Risks are associated with childbirth but more so with cesarean delivery. Women who give birth via cesarean section, for instance, are at risk of wound infections, severe blood loss that may require blood transfusion and problems with later pregnancies.

It is widely believed that inducing labor, raises a woman's risks for giving birth via c-section but a new study conducted by Khalid Khan, from the Queen Mary University of London in the United Kingdom, and colleagues, challenges this view.

For the study published in the Canadian Medical Association Journal (CMAJ) April 28, the researchers reviewed 157 studies published between 1975 and 2012 which involved over 31,000 births to determine whether the risks of giving birth via cesarean delivery is increased or reduced following induced labor.

The researchers found that inducing labor in pregnant women decreases their likelihood to give birth via cesarean section by 12 percent compared to when their doctors opt for a wait-and-see approach. The reduced risks for C-section, however, only apply for term and post-term pregnancy and not for preterm births.

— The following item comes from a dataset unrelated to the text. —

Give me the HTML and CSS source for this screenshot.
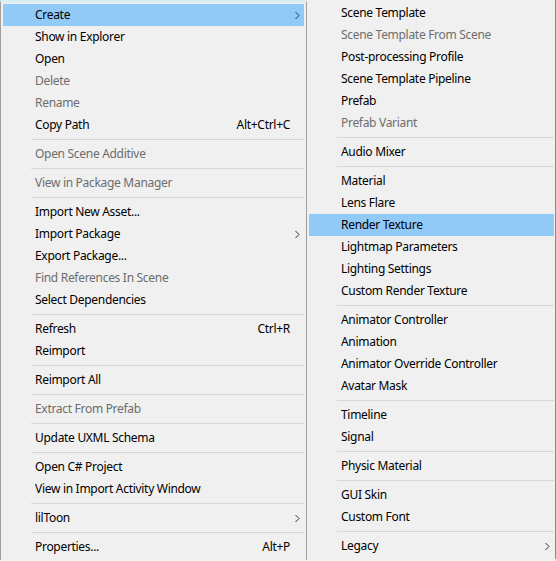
FILE: index.html
```html
<!DOCTYPE html>
<html lang="en">
<head>
    <meta charset="UTF-8">
    <title>Assets - Context Menu</title>
    <link rel="stylesheet" href="styles.css">
</head>
<body>
    <div class="menus">
        <div class="menu main">
            <div class="item active"><span>Create</span><span class="arrow"><svg width="5" height="9" viewBox="0 0 5 9"><polyline points="0.5,1 4,4.5 0.5,8"/></svg></span></div>
            <div class="item"><span>Show in Explorer</span></div>
            <div class="item"><span>Open</span></div>
            <div class="item disabled"><span>Delete</span></div>
            <div class="item disabled"><span>Rename</span></div>
            <div class="item"><span>Copy Path</span><span class="shortcut">Alt+Ctrl+C</span></div>
            <div class="sep"></div>
            <div class="item disabled"><span>Open Scene Additive</span></div>
            <div class="sep"></div>
            <div class="item disabled"><span>View in Package Manager</span></div>
            <div class="sep"></div>
            <div class="item"><span>Import New Asset...</span></div>
            <div class="item"><span>Import Package</span><span class="arrow"><svg width="5" height="9" viewBox="0 0 5 9"><polyline points="0.5,1 4,4.5 0.5,8"/></svg></span></div>
            <div class="item"><span>Export Package...</span></div>
            <div class="item disabled"><span>Find References In Scene</span></div>
            <div class="item"><span>Select Dependencies</span></div>
            <div class="sep"></div>
            <div class="item"><span>Refresh</span><span class="shortcut">Ctrl+R</span></div>
            <div class="item"><span>Reimport</span></div>
            <div class="sep"></div>
            <div class="item"><span>Reimport All</span></div>
            <div class="sep"></div>
            <div class="item disabled"><span>Extract From Prefab</span></div>
            <div class="sep"></div>
            <div class="item"><span>Update UXML Schema</span></div>
            <div class="sep"></div>
            <div class="item"><span>Open C# Project</span></div>
            <div class="item"><span>View in Import Activity Window</span></div>
            <div class="sep"></div>
            <div class="item"><span>lilToon</span><span class="arrow"><svg width="5" height="9" viewBox="0 0 5 9"><polyline points="0.5,1 4,4.5 0.5,8"/></svg></span></div>
            <div class="sep"></div>
            <div class="item"><span>Properties...</span><span class="shortcut">Alt+P</span></div>
        </div>

        <div class="menu sub">
            <div class="item"><span>Scene Template</span></div>
            <div class="item disabled"><span>Scene Template From Scene</span></div>
            <div class="item"><span>Post-processing Profile</span></div>
            <div class="item"><span>Scene Template Pipeline</span></div>
            <div class="item"><span>Prefab</span></div>
            <div class="item disabled"><span>Prefab Variant</span></div>
            <div class="sep"></div>
            <div class="item"><span>Audio Mixer</span></div>
            <div class="sep"></div>
            <div class="item"><span>Material</span></div>
            <div class="item"><span>Lens Flare</span></div>
            <div class="item active"><span>Render Texture</span></div>
            <div class="item"><span>Lightmap Parameters</span></div>
            <div class="item"><span>Lighting Settings</span></div>
            <div class="item"><span>Custom Render Texture</span></div>
            <div class="sep"></div>
            <div class="item"><span>Animator Controller</span></div>
            <div class="item"><span>Animation</span></div>
            <div class="item"><span>Animator Override Controller</span></div>
            <div class="item"><span>Avatar Mask</span></div>
            <div class="sep"></div>
            <div class="item"><span>Timeline</span></div>
            <div class="item"><span>Signal</span></div>
            <div class="sep"></div>
            <div class="item"><span>Physic Material</span></div>
            <div class="sep"></div>
            <div class="item"><span>GUI Skin</span></div>
            <div class="item"><span>Custom Font</span></div>
            <div class="sep"></div>
            <div class="item"><span>Legacy</span><span class="arrow"><svg width="5" height="9" viewBox="0 0 5 9"><polyline points="0.5,1 4,4.5 0.5,8"/></svg></span></div>
        </div>
    </div>
</body>
</html>
```

FILE: styles.css
```css
:root {
    --menu-bg: #f0f0f0;
    --hover: #91c9f7;
    --text: #000000;
    --text-disabled: #6d6d6d;
    --separator: #d7d7d7;
    --border: #a0a0a0;
}

* {
    box-sizing: border-box;
}

body {
    margin: 0;
    background: var(--menu-bg);
    font-family: "Segoe UI", "Noto Sans", sans-serif;
    font-size: 12px;
    letter-spacing: -0.3px;
    color: var(--text);
    overflow: hidden;
}

.menus {
    display: flex;
    align-items: flex-start;
}

.menu {
    background: var(--menu-bg);
    display: flex;
    flex-direction: column;
}

.menu.main {
    width: 307px;
    border-left: 1px solid var(--border);
    border-right: 1px solid var(--border);
    border-top: 3px solid #dcedf4;
    padding: 1px 2px 2px;
}

.menu.sub {
    width: 249px;
    border-right: 1px solid #8a8a8a;
    padding: 2px 1px 2px 2px;
}

.item {
    display: grid;
    grid-template-columns: 1fr auto 14px;
    align-items: center;
    height: 22px;
    padding-left: 32px;
    padding-bottom: 1px;
    white-space: nowrap;
}

.item.active {
    background: var(--hover);
}

.item.disabled {
    color: var(--text-disabled);
}

.shortcut {
    grid-column: 2;
}

.arrow {
    grid-column: 3;
    display: flex;
    align-items: center;
    padding-left: 5px;
    padding-top: 1px;
}

.arrow svg {
    display: block;
    fill: none;
    stroke: #333;
    stroke-width: 1;
}

.sep {
    height: 1px;
    margin: 3px 0 3px 28px;
    background: var(--separator);
}
```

"The risk of cesarean delivery was lower among women whose labor was induced than among those managed expectantly in term and post-term gestations. There were benefits for the fetus and no increased risk of maternal death," the researchers wrote.

The researchers also noted that while the drug prostaglandin E2, which is commonly used in the UK, Canada and the United States to induce delivery, is associated with reduced risks for abdominal delivery, other methods of labor induction such as the use of the hormone oxytocin and amniotomy, which involves the deliberate rupturing of the amniotic sac to speed up labor, do not reduce risks for C-section delivery.

The researchers also noted that cesarean birth is less likely to happen when labor is induced for both high risk and low risk pregnancies. Women whose labor was induced also had 50 percent reduced risks of fetal death. The newborn is also 14 percent less likely to be admitted to the neonatal intensive care unit.

Labor induction occurs in 20 percent of all births. Labor may be induced for a number of reasons including fetal distress, premature rupture of membrane and overdue pregnancy. Pregnant women with diabetes or suffer from preeclampsia, a condition characterized by high blood pressure after the 20th week of pregnancy, are also likely to be induced.